Surgit ainsi l’idée d’une vue sans les yeux, d’une vue qui neutralise le regard physique, – la vue intérieure. Car c’est bien une vue intérieure, fixée sur l’âme tendue comme un écran de cinéma, où défilent, sans que jamais l’on puisse deviner qui en est le projectionniste, sans même que l’on perçoive leur source, souvent sans que l’on soit averti de la date et de l’heure des séances, des séquences d’avenir et de passé venant s’imposer dans le présent. L’espace de cette projection – Valérie Fauchet parle de « diapositives » se succédant rapidement – la vue intérieure se substitue à la vue oculaire.
La voyante se dit médium. Il importe de différencier : voir ce qui n’a pas encore eu lieu, et communiquer avec les morts, même si l’on peut supposer, à condition d’accepter l’idée d’une vie après la mort, que les trépassés se servent de la voyance pour expédier des messages aux vivants. La première de ces facultés suppose l’existence d’un destin, d’une prédestination, ce qui met en difficulté la notion de liberté, de libre-arbitre, de création ; moins onéreuse pour les idées de liberté et de nouveauté, renforçant la notion d’individualité, donc au fond de libre-arbitre, la seconde ne contraint à accepter que la possibilité d’une vie après la mort et l’existence d’un monde invisible, hypothèses qui, bien que se heurtant aux apparences matérielles, ne comportent aucune impossibilité logique. Les deux – voyance et médiumnité – peuvent se concevoir séparément. Chez Valérie Fauchet, de son propre aveu, ces deux facultés s’épousent.

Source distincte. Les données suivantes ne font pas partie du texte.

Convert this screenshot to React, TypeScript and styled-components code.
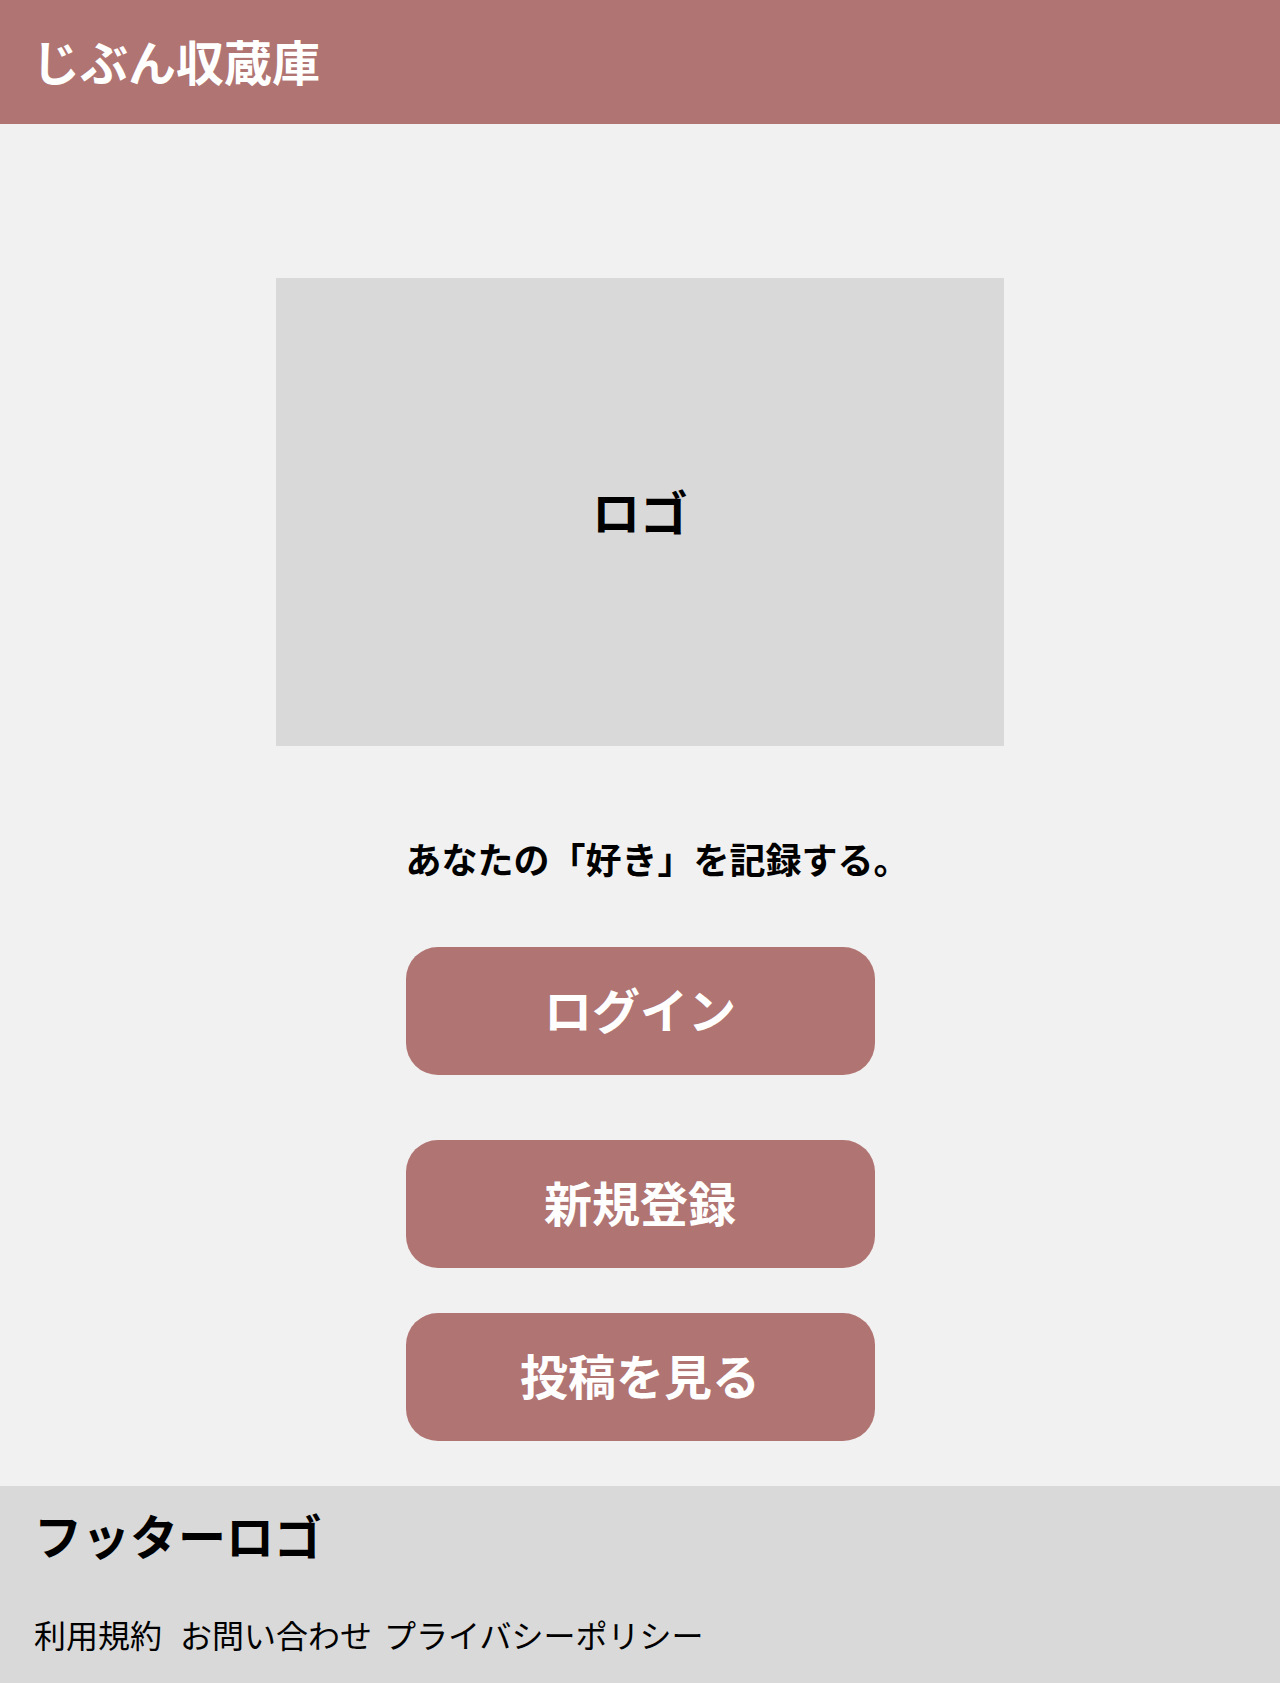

Dans l’expérience intellectuelle de toute personne qui pense, le destin, la liberté, et la mort, sont des labyrinthes. Comment peut-on voir un événement qui ne s’est pas encore produit, tout en sachant que l’homme est un être libre ? Comment se fait-il que la voyante nous avertisse d’un destin (par exemple un accident), que nous pouvons modifier en tenant compte de son avertissement ? Ici se découvre le labyrinthe du destin et de liberté. Destin, qui signifie destination, lieu d’arrivée, est un mot plus juste pour signifier ce qui doit se produire, que nécessité, mot qui enveloppe un complément, « aveugle ». Le destin est intelligent, la nécessité est aveugle. La question s’était posée autrefois à Leibniz, d’accorder dans son système philosophique la prédestination avec la liberté, l’harmonie préétablie avec le libre-arbitre. Le célèbre philosophe allemand n’a pas trouvé la sortie définitive de ces labyrinthes, – tout simplement parce qu’il n’y en a pas. « Dieu incline sans nécessiter », affirma-t-il : tout est prévu, puisque Dieu opte pour le meilleur monde possible, et pourtant nous sommes libres. Ce qui revient à proclamer que la contradiction entre prédestination et liberté n’en est pas une ! Les contraires apparents, par exemple le destin et la liberté, restent vrais en même temps, toute tentative de dépasser la contrariété au moyen d’une dialectique s’avérant, comme ce le sera chez Hegel, un échec. Les choses se passent comme si la représentation de la réalité dans la pensée devait demeurer semblable à un corps écartelé, entièrement ouvert à jamais, aux contradictions suppurantes, un organisme impossible par nature à recoudre. De fait, ces labyrinthes n’ont pas d’issue, ni dans la réalité ni dans la pensée.
Devant le réel, nous sommes peut-être semblables à ces chiens qui gambadent autour de leur maître pendant la promenade, multipliant par leur course joyeuse cercles et ovales autour de lui, sans se douter que le monde dans lequel il vit est infiniment plus vaste et complexe que l’idée qu’ils s’en font. Sans, par exemple, savoir que leurs trajets sont des cercles et des ovales. Sans non plus soupçonner qu’il existe tout un univers d’idées qui occupe l’esprit de leur maître. Il faut être honnête, abandonner le rassurant déni : il se passe quelque chose, la voyante voit quelque chose que nous ne voyons pas. Quelque chose de ce monde plus vaste. Comme si des bribes du passé et de l’avenir venaient briser la compacité du présent, laissant passer quelques rais d’une lumière qui n’est pas celle de notre univers habituel. Le livre de Valérie Fauchet remet à vif, dans l’esprit de son lecteur, les dédales de ces labyrinthes. Il l’expulse de sa zone de confort intellectuel. Expérience intime, la voyance – au même titre que la médiumnité – n’est pas forcément déraison, délire relevant de la simulation ou de la psychiatrie. Elle exprime peut-être une autre facette de la raison, que nous peinons à comprendre ; elle exprime sans doute la communication avec d’autres aspects de la réalité que ceux auxquels l’ordinaire de notre existence se tient. Peut-être… Cette belle expérience de pensée s’achève sur un : peut-être.
*Valérie Fauchet, Une Voyante passe aux aveux, entretiens avec Marie-Noëlle Dompé, Editions Ipanema, 2019, 235 pages, 17,90€.